Actually I had pretty good luck getting my Netgear card up and running.

It's a WG511 card, so I'm using the Prism drivers. I do not have WEP enabled (basically because I feel it's useless so I'm looking into a simple VPN solution instead) so I'm not testing that aspect out. Good thing is at this point all I have to do is literally plug in the card to the laptop and about 5 seconds later I've got an IP and can browse the net  :Very Happy: 

Problem is getting there, I remember it being a bit of a pain to get it completely working and there are a few things the I configured myself (like telling net.eth1 that it needs the firewall started...)

The down side is this, even over something as simple as FTP from my local computer to my laptop, I can only get about 2MB/sec outta the card even though it's a G card. This is partially due to the laptop, but on a wired connection I can get up to about 3.5 sustained with bursts of 7 MB/sec. Hopefully some new firmwares will come out that fix the performance issues but *shrug* who knows when that will happen.

Regards,

Petyr Rahl

----------

## UberLord

 *Petyr wrote:*   

> The down side is this, even over something as simple as FTP from my local computer to my laptop, I can only get about 2MB/sec outta the card even though it's a G card. This is partially due to the laptop, but on a wired connection I can get up to about 3.5 sustained with bursts of 7 MB/sec. Hopefully some new firmwares will come out that fix the performance issues but *shrug* who knows when that will happen.
> 
> 

 

54mbs (wireless) is half of 100mbs (wired)

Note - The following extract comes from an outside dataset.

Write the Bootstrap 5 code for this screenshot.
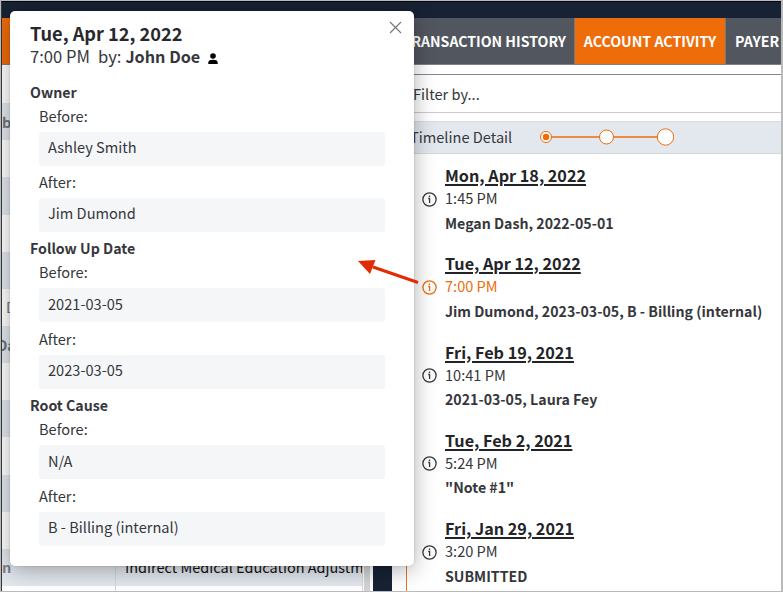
<!DOCTYPE html>
<html lang="en">
<head>
<meta charset="utf-8">
<meta name="viewport" content="width=device-width, initial-scale=1">
<title>Account Activity</title>
<link href="https://cdn.jsdelivr.net/npm/bootstrap@5.3.0/dist/css/bootstrap.min.css" rel="stylesheet">
<style>
:root{--navy:#172234;--orange:#ef6c0a;--slate:#52565f;--band:#e3e8ef;--ink:#36373c}
html,body{height:592px;overflow:hidden}
body{font-family:"Noto Sans CJK SC","Noto Sans",sans-serif;font-size:14.6px;line-height:24px;color:var(--ink);background:#fff}
.app-frame{width:783px;height:592px;border:1px solid #b9bab9;border-right-width:2px;background:#fff}
.app-inner{border-left:1px solid #34373b;border-top:1px solid #05080d}
.top-strip{height:16px;background:var(--navy)}
.tab-strip{height:47px;background:var(--slate);border-bottom:1px solid #7d8087;color:#fff;font-weight:700;font-size:14.2px}
.tab-cell{white-space:nowrap;border-right:1px solid #777}
.tab-left{width:390px;background:var(--orange)}
.tab-history{width:183px}
.tab-history span{font-size:14.1px}
.tab-active{width:151px;background:var(--orange)}
.tab-next{padding-left:9px}
.claims{width:361px;padding-top:1px;border-right:1px solid #d5d7da;font-size:14.5px;color:#111}
.claims-row{height:37.15px;flex:none}
.claims-row:nth-child(even){background:var(--band)}
.claims-row .clipped{margin-left:-5px}
.claims-key{width:114px;border-right:1px solid #d3d7dd;font-weight:700;color:#7d808c}
.claims-value{padding-left:9px}
.scroll-rail{width:6px;margin:0 3px 0 1px;background:#d3d4d5}
.gutter{width:19px;background:var(--navy)}
.filter-box{height:39px;margin-top:9px;padding-left:21px;border-top:1px solid #85858f;border-bottom:1px solid #cbcbd2}
.detail-bar{height:33px;margin-top:8px;padding:0 0 2px 18px;background:var(--band);border-top:1px solid #d8dce2;border-bottom:1px solid #d5d9df}
.zoom-steps{margin:0 0 0 23.500px}
.event-list{margin-left:14px;border-left:1.5px solid #d9792f;padding:9px 0 0 15px;height:440px}
.event{height:88.25px}
.event-day{margin-left:23px;font-size:16.2px;font-weight:700;color:#232428;line-height:24px;text-decoration:underline;text-decoration-thickness:1.5px;text-underline-offset:2px}
.event-time{line-height:21px}
.event-note{padding-left:23px;line-height:24px;margin-top:2.500px;font-weight:700;font-size:14.16px}
.event svg{width:15px;height:15px;margin:3px 8px 0 0}
.current{color:var(--orange)}
.detail-pop{left:9px;top:9.500px;width:404px;height:555px;border-radius:5px;background:#fff;box-shadow:0 4px 22px rgba(0,0,0,.32),0 0 2px rgba(0,0,0,.2);padding:9.500px 29px 0 20px}
.pop-title{font-size:18.2px;font-weight:700;color:#27282c;line-height:26px}
.pop-sub{font-size:16.6px;line-height:20px}
.pop-sub strong{font-size:16.2px}
.changes{padding-top:13.500px}
.change{height:156.9px}
.change-name{font-size:14.2px;font-weight:700}
.change-body{margin-left:9px}
.field{height:34px;margin:4px 0 4.300px;padding:0 0 3px 9px;border-radius:3px;background:#f5f6f8}
.close-x{right:12px;top:10.500px}
.pointer{left:350px;top:250px}
</style>
</head>
<body>
<div class="app-frame position-relative overflow-hidden">
 <div class="app-inner h-100 d-flex flex-column">
  <div class="top-strip flex-shrink-0"></div>
  <nav class="tab-strip d-flex flex-shrink-0">
   <div class="tab-left"></div>
   <div class="tab-cell tab-history d-flex align-items-center justify-content-end pe-2"><span>TRANSACTION HISTORY</span></div>
   <div class="tab-cell tab-active d-flex align-items-center justify-content-center"><span>ACCOUNT ACTIVITY</span></div>
   <div class="tab-next d-flex align-items-center"><span>PAYER</span></div>
  </nav>
  <div class="d-flex flex-grow-1 overflow-hidden">
   <div class="claims d-flex flex-column overflow-hidden flex-shrink-0">
    <div class="claims-row d-flex"></div>
    <div class="claims-row d-flex align-items-center"><span class="fw-bold text-secondary">b</span></div>
    <div class="claims-row"></div>
    <div class="claims-row"></div>
    <div class="claims-row"></div>
    <div class="claims-row"></div>
    <div class="claims-row d-flex align-items-center"><span class="text-secondary ps-1">D</span></div>
    <div class="claims-row d-flex align-items-center"><span class="fw-bold text-secondary clipped">Da</span></div>
    <div class="claims-row"></div>
    <div class="claims-row"></div>
    <div class="claims-row"></div>
    <div class="claims-row"></div>
    <div class="claims-row"></div>
    <div class="claims-row d-flex"><div class="claims-key d-flex align-items-center flex-shrink-0">n</div><div class="claims-value d-flex align-items-center text-nowrap"><span>Indirect Medical Education Adjustment</span></div></div>
    <div class="claims-row d-flex"><div class="claims-key flex-shrink-0"></div></div>
   </div>
   <div class="scroll-rail flex-shrink-0"></div>
   <div class="gutter flex-shrink-0"></div>
   <main class="flex-grow-1">
    <div class="filter-box d-flex align-items-center"><span>Filter by...</span></div>
    <div class="detail-bar d-flex align-items-center">
     <span>Timeline Detail</span>
     <svg class="zoom-steps" width="138" height="20" viewBox="0 0 138 20" fill="#fff" stroke="#ef6c0a">
      <path d="M10 10H124" stroke-width="1.5"/>
      <circle cx="10" cy="10" r="5.5"/><circle cx="10" cy="10" r="3.2" fill="#ef6c0a" stroke="none"/>
      <circle cx="70.5" cy="10" r="7"/><circle cx="129.5" cy="10" r="8.2"/>
     </svg>
    </div>
    <div class="event-list">
     <div class="event"><div class="event-day"><span>Mon, Apr 18, 2022</span></div><div class="event-time d-flex align-items-center"><svg viewBox="0 0 15 15" fill="none" stroke="currentColor"><circle cx="7.5" cy="7.5" r="6.6" stroke-width="1.3"/><path d="M6.200 6.500H7.600V11M7.500 3.600v1.500" stroke-width="1.3"/></svg>1:45 PM</div><div class="event-note">Megan Dash, 2022-05-01</div></div>
     <div class="event"><div class="event-day"><span>Tue, Apr 12, 2022</span></div><div class="event-time current d-flex align-items-center"><svg viewBox="0 0 15 15" fill="none" stroke="currentColor"><circle cx="7.5" cy="7.5" r="6.6" stroke-width="1.3"/><path d="M6.200 6.500H7.600V11M7.500 3.600v1.500" stroke-width="1.3"/></svg>7:00 PM</div><div class="event-note">Jim Dumond, 2023-03-05, B - Billing (internal)</div></div>
     <div class="event"><div class="event-day"><span>Fri, Feb 19, 2021</span></div><div class="event-time d-flex align-items-center"><svg viewBox="0 0 15 15" fill="none" stroke="currentColor"><circle cx="7.5" cy="7.5" r="6.6" stroke-width="1.3"/><path d="M6.200 6.500H7.600V11M7.500 3.600v1.500" stroke-width="1.3"/></svg>10:41 PM</div><div class="event-note">2021-03-05, Laura Fey</div></div>
     <div class="event"><div class="event-day"><span>Tue, Feb 2, 2021</span></div><div class="event-time d-flex align-items-center"><svg viewBox="0 0 15 15" fill="none" stroke="currentColor"><circle cx="7.5" cy="7.5" r="6.6" stroke-width="1.3"/><path d="M6.200 6.500H7.600V11M7.500 3.600v1.500" stroke-width="1.3"/></svg>5:24 PM</div><div class="event-note">"Note #1"</div></div>
     <div class="event"><div class="event-day"><span>Fri, Jan 29, 2021</span></div><div class="event-time d-flex align-items-center"><svg viewBox="0 0 15 15" fill="none" stroke="currentColor"><circle cx="7.5" cy="7.5" r="6.6" stroke-width="1.3"/><path d="M6.200 6.500H7.600V11M7.500 3.600v1.500" stroke-width="1.3"/></svg>3:20 PM</div><div class="event-note">SUBMITTED</div></div>
    </div>
   </main>
  </div>
 </div>
 <section class="detail-pop position-absolute">
  <svg class="close-x position-absolute" width="13" height="13" viewBox="0 0 13 13" stroke="#77787b" stroke-width="1.2"><path d="M1 1l11 11M12 1L1 12"/></svg>
  <div class="pop-title"><span>Tue, Apr 12, 2022</span></div>
  <div class="pop-sub d-flex align-items-center"><span>7:00 PM</span><span class="ms-2">by:</span><strong class="ms-1">John Doe</strong><svg class="ms-2 mt-1" width="10" height="11" viewBox="0 0 10 11"><circle cx="5" cy="3" r="2.8"/><path d="M.3 11V9.4C.3 7.4 2.5 6.7 5 6.7s4.7.7 4.7 2.7V11z"/></svg></div>
  <div class="changes">
   <div class="change"><div class="change-name">Owner</div><div class="change-body">Before:<div class="field d-flex align-items-center">Ashley Smith</div>After:<div class="field d-flex align-items-center">Jim Dumond</div></div></div>
   <div class="change"><div class="change-name">Follow Up Date</div><div class="change-body">Before:<div class="field d-flex align-items-center">2021-03-05</div>After:<div class="field d-flex align-items-center">2023-03-05</div></div></div>
   <div class="change"><div class="change-name">Root Cause</div><div class="change-body">Before:<div class="field d-flex align-items-center">N/A</div>After:<div class="field d-flex align-items-center">B - Billing (internal)</div></div></div>
  </div>
 </section>
 <svg class="pointer position-absolute" width="72" height="40" viewBox="0 0 72 40"><path d="M67 31.5L22 16" stroke="#e22b05" stroke-width="3"/><path d="M7 10l17.500-1-5.500 14z" fill="#e22b05"/></svg>
</div>
<script src="https://cdn.jsdelivr.net/npm/bootstrap@5.3.0/dist/js/bootstrap.bundle.min.js"></script>
</body>
</html>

2mb/sec compared to 3.5mb/sec is gotta when you compare wireless to wired.

----------

## Petyr

Uhmm yes I know. However over my wired connection I'm getting 56% of the actial wirespeed when it bursts. This is probably due to a number of factors but at the very least I can burst to that. With my wireless I can't burst higher than 41% of the theoretical limit. In this case I can at least elminiate interference as a factor (laptop 3 ft away from AP).

What I pointing out here is that the firmware for the card isn't perfect by any means. The same probably goes for the AP but at least those firmwares are easier to get. If you don't believe me feel free to go and read some of the forums on the prism54 site. They openly admit that the firmware needs some work to really get the full speed out of it.

I'm not bitching about that speed, don't get me wrong. As long as my wireless card can easily outpace my cable modem I'm happy for the most part. On the otherhand I use my desktop to download much anime, so I like to have more speed to be able to transfer stuff to my laptop (over sftp) as fast as possible.

Petyr rahl

----------